Este fin de semana celebramos los noventa años de mi abuela que –si sacan sus cuentas– nació en 1925. Sé que durante su niñez, mi bisabuelo – su padre– fue notario, gozó de un estatus social acomodado, tenía chofer, usaba ropa elegante y en su casa celebraban los cumpleaños con tres días de fiesta. Vivía en el Rímac y luego fundó su hogar en Av. La Mar 1460 –fue la primera dirección que grabé en mi mente porque viví allí durante mis primeros siete años–. Su casa era mi casa y cada ambiente, una aventura.
Su clóset era un territorio inexplorado por mí, pero su tocador –que mi hermana luego replicaría– y su cómoda nunca pudieron escaparse de mi curiosidad. Me encantaba revisar sus cosas, lo que me lleva a pensar que en realidad me encanta meter la mano en todos los cajones –como lo hacía con los de mi madre–. Siempre encontraba nuevas sorpresas. Siempre hallazgos maravillosos.

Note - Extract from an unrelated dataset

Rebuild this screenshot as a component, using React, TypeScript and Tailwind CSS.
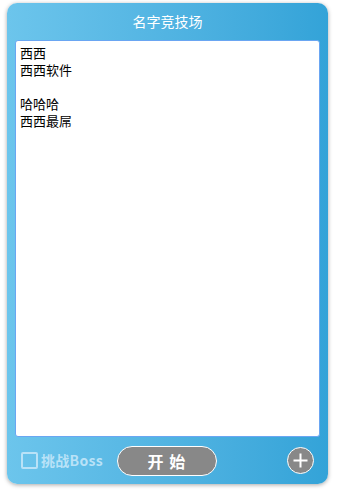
import { useState } from "react";

export default function App() {
  const [text, setText] = useState("西西\n西西软件\n\n哈哈哈\n西西最屌");
  const [boss, setBoss] = useState(false);

  return (
    <div className="w-[338px] h-[490px] bg-white pt-[3px] pl-[7px]">
      <div
        className="w-[321px] h-[481px] rounded-[10px] flex flex-col bg-gradient-to-r from-[#6cc5ec] to-[#33a3d8] shadow-[0_1px_4px_rgba(0,0,0,0.35)]"
        style={{ fontFamily: '"Microsoft YaHei", "Noto Sans CJK SC", sans-serif' }}
      >
        {/* title */}
        <div className="h-[37px] flex items-center justify-center text-white text-[14px]">
          名字竞技场
        </div>

        {/* name list */}
        <div className="mx-[8px] h-[397px] bg-white rounded-[3px] border border-[#6aa6f2] px-[4px] pt-[3px]">
          <textarea
            value={text}
            onChange={(e) => setText(e.target.value)}
            className="w-full h-full resize-none outline-none text-[13px] leading-[17px] text-black"
          />
        </div>

        {/* bottom bar */}
        <div className="flex-1 flex items-center pl-[14px] pr-[14px]">
          <label className="flex items-center gap-[3px] cursor-pointer">
            <span
              onClick={() => setBoss(!boss)}
              className="w-[17px] h-[17px] border-2 border-[#b9e2f7] rounded-[2px]"
            />
            <span className="text-[14px] font-bold text-[#b9e2f7] tracking-[0.3px]">挑战Boss</span>
          </label>
          <button className="ml-[14px] w-[100px] h-[30px] rounded-full bg-[#888888] border border-white text-white text-[16px] font-bold tracking-[1px]">
            开 始
          </button>
          <button className="ml-auto w-[27px] h-[27px] rounded-full bg-[#888888] border border-white flex items-center justify-center">
            <svg width="17" height="17" viewBox="0 0 17 17">
              <path d="M8.5 1.5v14M1.5 8.5h14" stroke="white" strokeWidth="2" />
            </svg>
          </button>
        </div>
      </div>
    </div>
  );
}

Nunca le di importancia al clóset de mi abuela hasta que mi acercamiento a la moda fue creciendo cada vez más. De pronto me provocaba abrirlo de puerta en puerta y revisar su contenido. Mi abuela, algo avergonzada, me decía: «ya no tengo nada, mamita. Antes tenía pieles y joyas, ahora solo una que otra cosa de valor». Pero yo nunca le hacía caso. No estaba en búsqueda de un tesoro para heredar, solo quería encontrar aquello que representara a mi ‘Mamia’–el apodo con el que fue bautizada por su primera nieta y con el que se quedaría hasta estos días, aunque en realidad se llame Elvira–.
En mis primeras incursiones a su clóset, encontré dos vestidos envolventes que se amarraban a la altura de la cintura y que tranquilamente hubiesen podido ser de Dian von Fürstenberg. La verdad es que no solo no los usé, sino que los perdí. Recuerdo que ambos eran de prints –uno de rayas y otro de puntos– y no saben cómo me arrepiento de mi descuido. No los usé no porque no me gustaran sino porque eran vestidos que se usaban con enaguas o algún tipo de camisón por debajo pues las telas se traslucían íntegras y durante un tiempo de mi vida siempre me ganaba la prisa. Nunca pude llevarlos a la costurera.
Estoy tratando de hacer un recuento en mi memoria y acordarme de los looks que mi abuela usó o por lo menos de los más icónicos, pero lo único que recuerdo es verla vestida siempre en pantalones –al contrario de otras abuelas qué conocía– y blusas o chompas cardigan. Además, en toda ocasión llevaba accesorios encima.
Para el homenaje que le realizamos este fin de semana que pasó, se le armó un collage con todas las fotos de su vida y ahí vi la luz: mi abuela había sido siempre una mujer con estilo. De joven no se privó de vestidos que marcaban su generosa figura ni de zapatos de taco, siempre llevaba sus rulos estilo afro –lo que me hizo acordar de sus visitas semanales a la peluquería– y con esa elegancia que nadie le quita.
La última vez que abrí las puertas de su clóset fue para un programa que conducía en la televisión por cable. Estaba de moda lo vintage, así que pensé «qué mejor que ir al clóset de la abuela». Ella se prestó, me abrió las puertas de su armario y se dejó grabar por las cámaras.
De esa visita guardo y atesoro conmigo un fino reloj dorado para la muñeca que, apenas encontré entre sus accesorios, hice mío. No da la hora y no le he cambiado de pila desde entonces, pero lo uso en ocasiones especiales. Porque cuando me lo pongo me siento de algún modo como una extensión, pequeñita, del universo de mi abuela querida.